では、この人々は何をお祈りするために集まってきたのでしょうか。
原因は「天明の大飢饉」です。
天明3年(1783)7月に浅間山が大噴火して大量の火山灰を放出、一部は成層圏にまで達して日光をさえぎったため全国的に異常気象となり、農業は大被害をうけます。
米どころである東北地方はそれまでも不作が続いていたため、特にひどい状況におちいりました。
農村では餓死者が続出し、生き延びて農村からにげだした農民たちが流入した都市部は治安が悪化、天明7年(1787)にはとうとう将軍のおひざ元である江戸でも米騒動が起きて、千軒以上の米屋や商家が打ちこわしにあいました。
いっぽう京都では、人々が御所を拝んで、「今年豊作になしたまえ」と祈っていたのです。
藤田名誉教授は、この様子について「天皇を神仏と同列視し、その聖なる天皇の居住する御所に人々は参詣し祈願したのだろう」と書いています。【前掲『幕末の天皇』】
この時の天皇は光格天皇、「尊号一件」で幕府との対立も辞さなかった、強い意志の持ち主です。
人々の願いにこたえるべく、光格天皇はそれまでの慣例を無視して、幕府に窮民救済策を要請するように指示しました。
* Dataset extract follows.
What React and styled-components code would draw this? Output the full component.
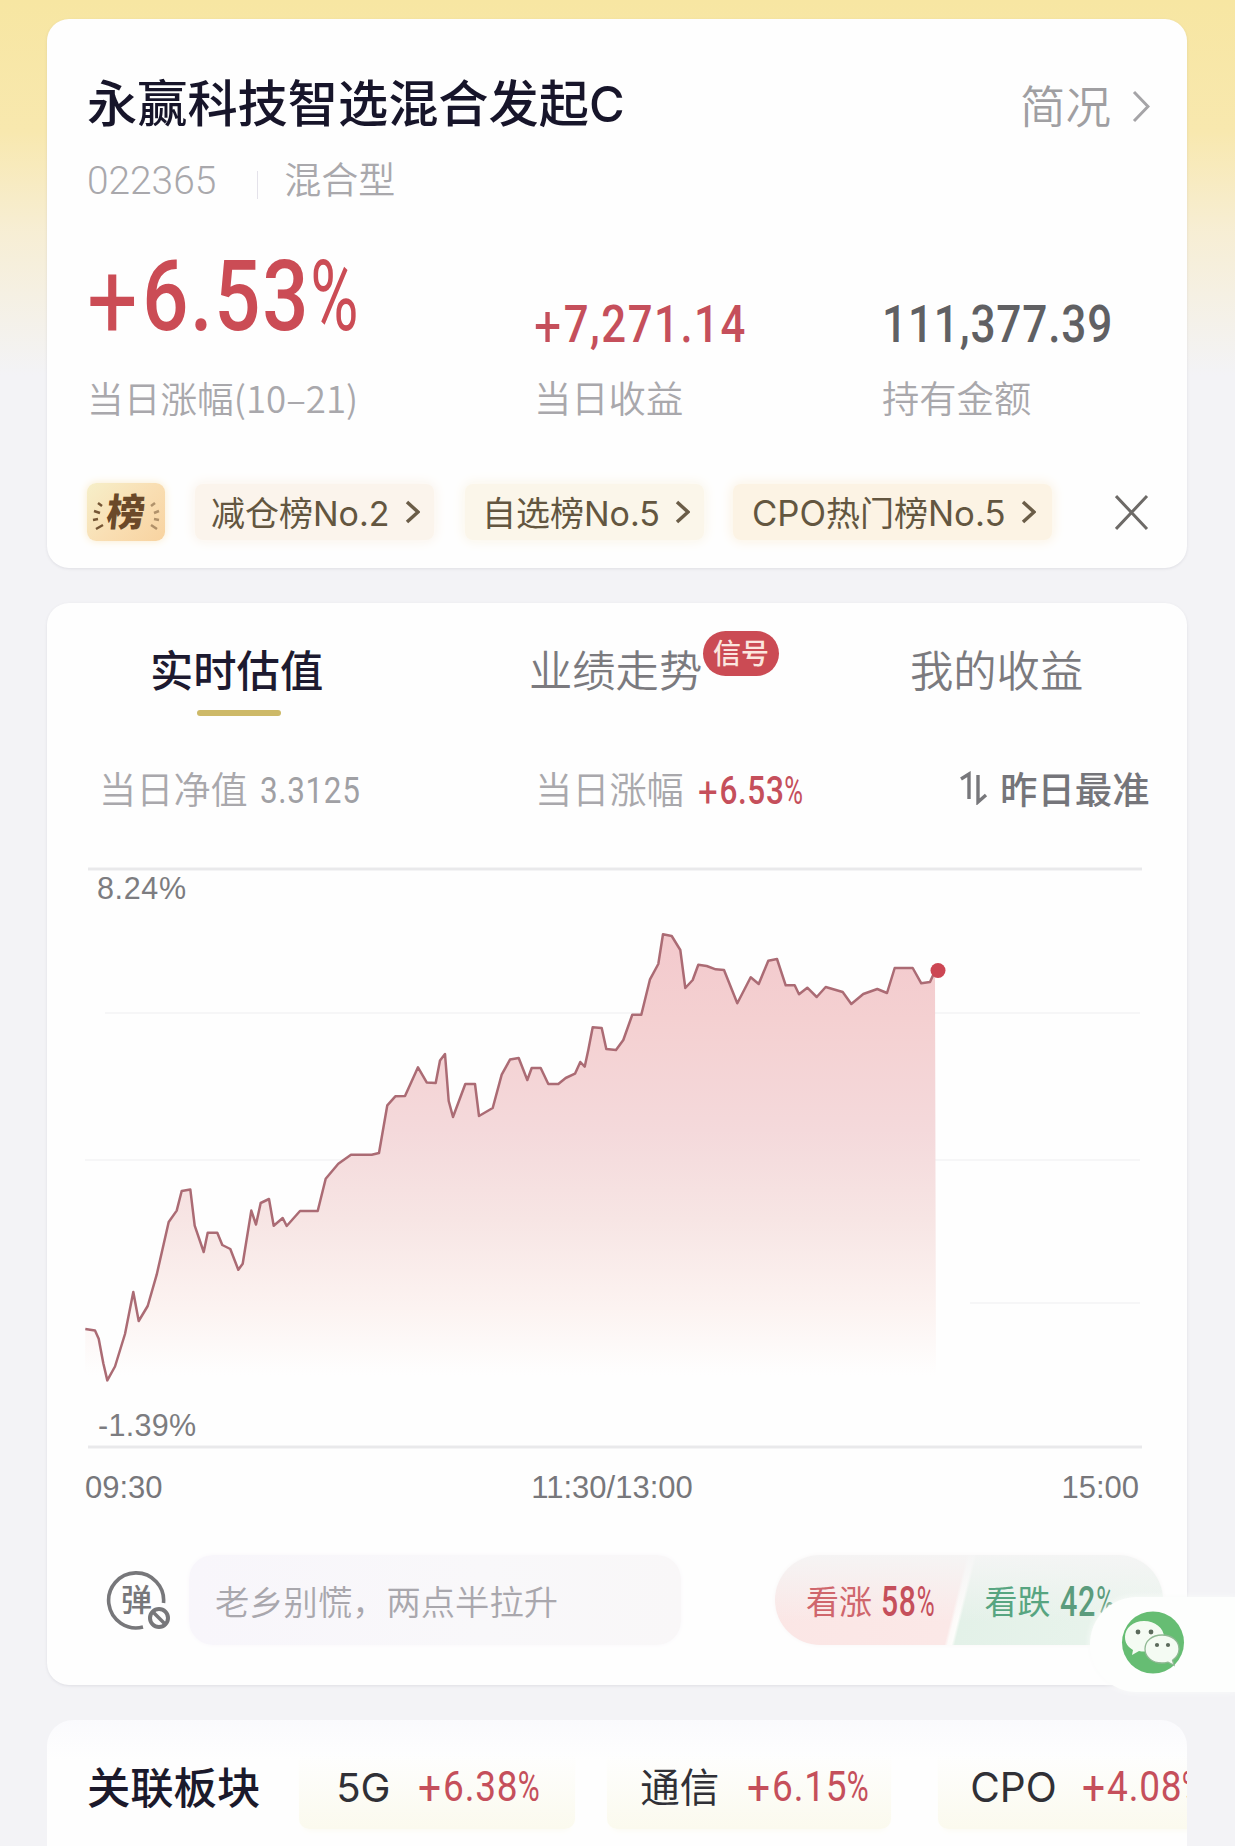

幕府の旧例主義を骨身にしみて知っている公家たちは、おびえて動こうとしなかったのですが、たび重なる天皇の指示で、関白鷹司輔平(たかつかさ すけひら)が幕府との窓口になる武家伝奏に交渉を命じます。
武家伝奏がおっかなびっくりで京都所司代に交渉したところ、なんと幕府はこれに応じて1500石の「救い米」を放出したのです。
まさに民衆の祈りがとどいたというべきでしょう。
朝廷は江戸時代の初めから幕府に押さえつけられてきたのですが、ここから朝廷の権威回復がはじまり、慶応3年(1867)の王政復古につながっていきます。
人々の祈りが歴史を変えるきっかけになった、と言っては言いすぎでしょうか。